── DATA SHOWN ──

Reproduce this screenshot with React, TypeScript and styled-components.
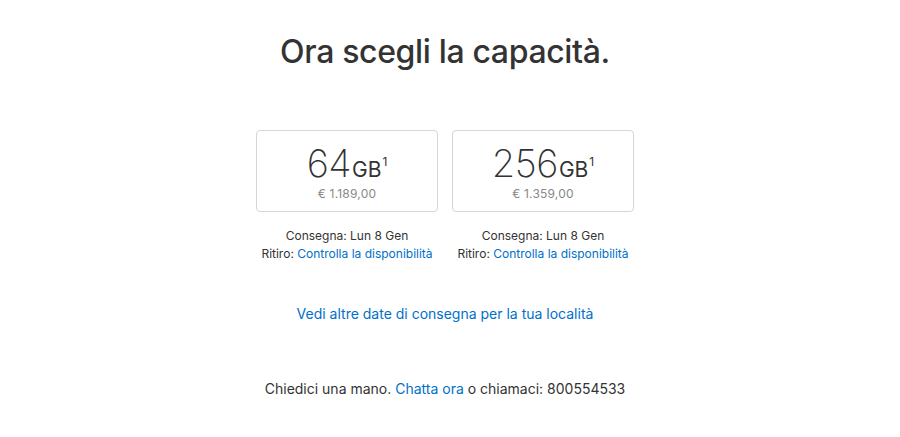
import * as React from "react";
import styled, { createGlobalStyle } from "styled-components";

const GlobalStyle = createGlobalStyle`
  body {
    margin: 0;
    background: #fff;
    font-family: Inter, "Noto Sans", "Liberation Sans", sans-serif;
    color: #333;
  }
`;

const Page = styled.div`
  width: 890px;
  display: flex;
  flex-direction: column;
  align-items: center;
  padding-top: 34px;
`;

const Title = styled.h1`
  margin: 0;
  font-size: 32px;
  line-height: 36px;
  font-weight: 500;
  letter-spacing: -0.35px;
  color: #333;
`;

const Options = styled.div`
  display: flex;
  gap: 14px;
  margin-top: 60px;
`;

const Option = styled.div`
  width: 182px;
  display: flex;
  flex-direction: column;
  align-items: center;
`;

const Card = styled.button`
  width: 182px;
  height: 82px;
  box-sizing: border-box;
  border: 1px solid #d6d6d6;
  border-radius: 4px;
  background: #fff;
  display: flex;
  flex-direction: column;
  align-items: center;
  padding: 12px 0 0;
  font-family: inherit;
  cursor: pointer;
`;

const Capacity = styled.div`
  display: flex;
  align-items: baseline;
  color: #333;
  line-height: 40px;
`;

const Size = styled.span`
  font-size: 38px;
  font-weight: 200;
  letter-spacing: -0.5px;
`;

const Unit = styled.span`
  font-size: 21px;
  font-weight: 400;
  margin-left: 1px;
`;

const Note = styled.sup`
  font-size: 12px;
  font-weight: 400;
  align-self: flex-start;
  margin-top: 13px;
  margin-left: 1px;
  line-height: 1;
`;

const Price = styled.div`
  font-size: 12px;
  color: #888;
  margin-top: -4px;
  letter-spacing: 0.2px;
`;

const Delivery = styled.div`
  margin-top: 15px;
  font-size: 12px;
  line-height: 18px;
  text-align: center;
  white-space: nowrap;
  color: #333;
`;

const Link = styled.a`
  color: #0070c9;
  text-decoration: none;
`;

const MoreDates = styled(Link)`
  margin-top: 41px;
  font-size: 14px;
  line-height: 20px;
`;

const Help = styled.div`
  margin-top: 55px;
  font-size: 14px;
  line-height: 20px;
  color: #333;
`;

interface OptionData {
  size: string;
  price: string;
}

const options: OptionData[] = [
  { size: "64", price: "€ 1.189,00" },
  { size: "256", price: "€ 1.359,00" }
];

export default function App() {
  return (
    <>
      <GlobalStyle />
      <Page>
        <Title>Ora scegli la capacità.</Title>
        <Options>
          {options.map(o => (
            <Option key={o.size}>
              <Card>
                <Capacity>
                  <Size>{o.size}</Size>
                  <Unit>GB</Unit>
                  <Note>1</Note>
                </Capacity>
                <Price>{o.price}</Price>
              </Card>
              <Delivery>
                Consegna: Lun 8 Gen
                <br />
                Ritiro: <Link href="#">Controlla la disponibilità</Link>
              </Delivery>
            </Option>
          ))}
        </Options>
        <MoreDates href="#">
          Vedi altre date di consegna per la tua località
        </MoreDates>
        <Help>
          Chiedici una mano. <Link href="#">Chatta ora</Link> o chiamaci:
          800554533
        </Help>
      </Page>
    </>
  );
}
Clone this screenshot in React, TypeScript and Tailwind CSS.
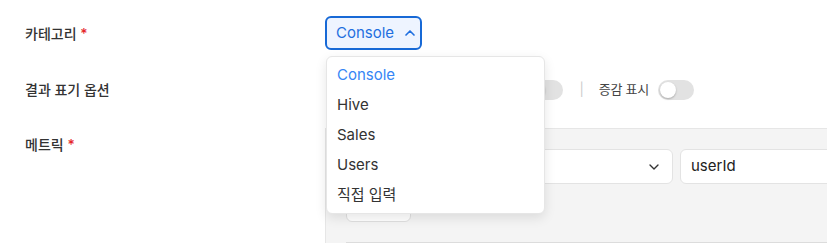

───

**WHAT NEEDS TO BE DONE:** Search the data above for the string "components" and copy each line that has it.

**WRITTEN SOLUTION:**
Reproduce this screenshot with React, TypeScript and styled-components.
import styled, { createGlobalStyle } from "styled-components";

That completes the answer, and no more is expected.